Winfrid Alden Stearns (13 July 1852 – 10 May 1909) was an American naturalist, specimen collector, and writer who took an interest in the birds of Labrador and also wrote on the birds of New England.
Stearns was born in Cambridge, Massachusetts, to Rev. William Augustus Stearns (1805-1876) and his first wife Rebecca Alden Frazer (1803-1855). He studied at Amherst College where his father was president from 1854 to 1876. He graduated in 1876, taking part in university activities as the manager of the Salem Press and working with the Massachusetts State Agricultural College and serving as curator of its agricultural museum.

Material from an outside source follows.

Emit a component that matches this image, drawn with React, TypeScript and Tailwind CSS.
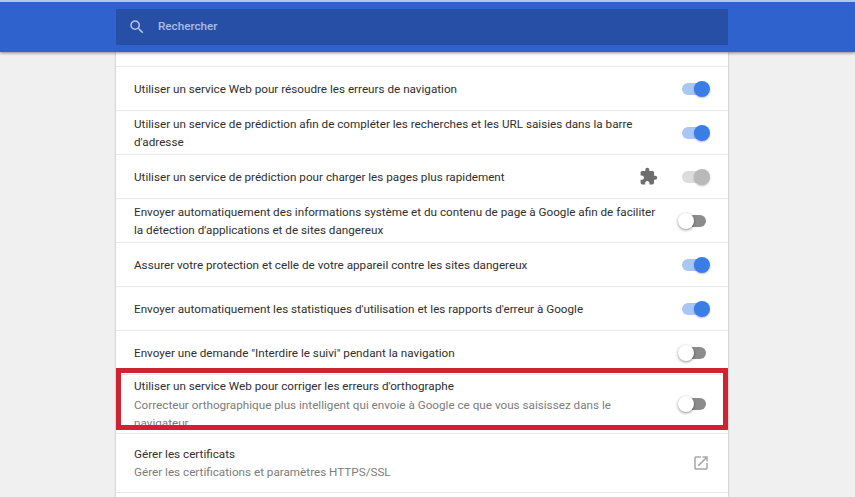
const Toggle = ({ state }: { state: "on" | "off" | "disabled" }) => {
  if (state === "off") {
    return (
      <div className="relative h-[12px] w-[24px] rounded-full bg-[#8c8c8c]">
        <div className="absolute left-[-4px] top-[-2px] h-[16px] w-[16px] rounded-full bg-white shadow-[0_1px_3px_rgba(0,0,0,0.45)]" />
      </div>
    );
  }
  const track = state === "on" ? "bg-[#a9c6f5]" : "bg-[#dcdcdc]";
  const knob = state === "on" ? "bg-[#3b7de6]" : "bg-[#b9b9b9]";
  return (
    <div className={`relative h-[12px] w-[24px] rounded-full ${track}`}>
      <div className={`absolute right-[-4px] top-[-2px] h-[16px] w-[16px] rounded-full ${knob} shadow-[0_1px_2px_rgba(0,0,0,0.25)]`} />
    </div>
  );
};

const Row = ({ lines, state }: { lines: string[]; state: "on" | "off" }) => (
  <div className="flex h-[44px] shrink-0 items-center justify-between border-b border-[#e8e8e8] pl-[18px] pr-[22px]">
    <div className="w-[520px] text-[11.7px] leading-[18px] text-[#2f2f2f]">
      {lines.map((line) => (
        <div key={line} className="whitespace-nowrap">
          {line}
        </div>
      ))}
    </div>
    <Toggle state={state} />
  </div>
);

const App = () => {
  return (
    <div className="relative h-[497px] w-[855px] overflow-hidden bg-[#f0f0f1] font-['Roboto',sans-serif]">
      <header className="relative z-10 h-[52px] border-t-2 border-[#b9c6e2] bg-[#2f62cc] pl-[116px] pt-[7px] shadow-[0_1px_3px_rgba(0,0,0,0.45)]">
        <div className="flex h-[36px] w-[612px] items-center bg-[#274fa6] pl-[12px]">
          <svg width="18" height="18" viewBox="0 0 24 24" fill="#b4c6ea">
            <path d="M15.5 14h-.79l-.28-.27A6.47 6.47 0 0 0 16 9.5 6.5 6.5 0 1 0 9.5 16c1.61 0 3.09-.59 4.23-1.57l.27.28v.79l5 4.99L20.49 19l-4.99-5zm-6 0C7.01 14 5 11.99 5 9.5S7.01 5 9.5 5 14 7.01 14 9.5 11.99 14 9.5 14z" />
          </svg>
          <span className="ml-[12px] text-[11.7px] font-medium text-[#a9bde8]">Rechercher</span>
        </div>
      </header>

      <main className="ml-[116px] flex h-[445px] w-[612px] flex-col bg-white shadow-[0_0_2px_rgba(0,0,0,0.3)]">
        <div className="h-[15px] shrink-0 border-b border-[#e8e8e8]" />
        <Row lines={["Utiliser un service Web pour résoudre les erreurs de navigation"]} state="on" />
        <Row
          lines={[
            "Utiliser un service de prédiction afin de compléter les recherches et les URL saisies dans la barre",
            "d'adresse",
          ]}
          state="on"
        />
        <div className="flex h-[44px] shrink-0 items-center justify-between border-b border-[#e8e8e8] pl-[18px] pr-[22px]">
          <div className="whitespace-nowrap text-[11.7px] leading-[18px] text-[#2f2f2f]">
            Utiliser un service de prédiction pour charger les pages plus rapidement
          </div>
          <div className="flex items-center gap-[24px]">
            <svg width="19" height="19" viewBox="0 0 24 24" fill="#6e6e6e">
              <path d="M20.5 11H19V7c0-1.1-.9-2-2-2h-4V3.5C13 2.12 11.88 1 10.5 1S8 2.12 8 3.5V5H4c-1.1 0-1.99.9-1.99 2v3.8H3.5c1.49 0 2.7 1.21 2.7 2.7s-1.21 2.7-2.7 2.7H2V20c0 1.1.9 2 2 2h3.8v-1.5c0-1.49 1.21-2.7 2.7-2.7 1.49 0 2.7 1.21 2.7 2.7V22H17c1.1 0 2-.9 2-2v-4h1.5c1.38 0 2.5-1.12 2.5-2.5S21.88 11 20.5 11z" />
            </svg>
            <Toggle state="disabled" />
          </div>
        </div>
        <Row
          lines={[
            "Envoyer automatiquement des informations système et du contenu de page à Google afin de faciliter",
            "la détection d'applications et de sites dangereux",
          ]}
          state="off"
        />
        <Row lines={["Assurer votre protection et celle de votre appareil contre les sites dangereux"]} state="on" />
        <Row lines={["Envoyer automatiquement les statistiques d'utilisation et les rapports d'erreur à Google"]} state="on" />
        <Row lines={['Envoyer une demande "Interdire le suivi" pendant la navigation']} state="off" />

        <div className="flex h-[59px] shrink-0 justify-between overflow-hidden border-b border-[#e8e8e8] pl-[18px] pr-[22px]">
          <div className="pt-[2px] text-[11.7px] leading-[18.5px]">
            <div className="whitespace-nowrap text-[#2f2f2f]">Utiliser un service Web pour corriger les erreurs d'orthographe</div>
            <div className="whitespace-nowrap text-[#7c7c7c]">
              Correcteur orthographique plus intelligent qui envoie à Google ce que vous saisissez dans le
            </div>
            <div className="whitespace-nowrap text-[#7c7c7c]">navigateur</div>
          </div>
          <div className="mt-[23px]">
            <Toggle state="off" />
          </div>
        </div>

        <div className="flex h-[59px] shrink-0 items-center justify-between border-b border-[#e8e8e8] pl-[18px] pr-[18px]">
          <div className="text-[11.7px] leading-[18px]">
            <div className="whitespace-nowrap text-[#2f2f2f]">Gérer les certificats</div>
            <div className="whitespace-nowrap text-[#7c7c7c]">Gérer les certifications et paramètres HTTPS/SSL</div>
          </div>
          <svg width="18" height="18" viewBox="0 0 24 24" fill="#a6a6a6">
            <path d="M19 19H5V5h7V3H5a2 2 0 0 0-2 2v14a2 2 0 0 0 2 2h14c1.1 0 2-.9 2-2v-7h-2v7zM14 3v2h3.59l-9.83 9.83 1.41 1.41L19 6.41V10h2V3h-7z" />
          </svg>
        </div>
      </main>

      <div className="pointer-events-none absolute left-[116px] top-[368px] h-[62px] w-[612px] border-[5px] border-[#cf2331]" />
    </div>
  );
};

export default App;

He also worked for F. W. Putnam and Co publishers in 1879. Stearns took an interest in natural history from an early age, collecting birds eggs as a boy. He obtained some income from selling specimens to natural history museums, corresponded with Spencer Fullerton Baird, and later became a member of the Nuttall Ornithological Club. He joined a trip of the Amherst College to Labrador in the summer of 1875, visiting again in 1880, and 1882. From 1883 to 1886 he served as a lecturer in entomology at Amherst College.[1] Stearns married Anna Augusta Ballam in 1885.[2] [3]
Stearns wrote a fictional account for young readers of his travels to Labrador in a book Wrecked on Labrador (1884). He wrote New England Bird Life, a Manual of New England Ornithology (1881-1883) which was edited by Elliott Coues,[4] although it has been suggested that Coues may have written most of it.[5]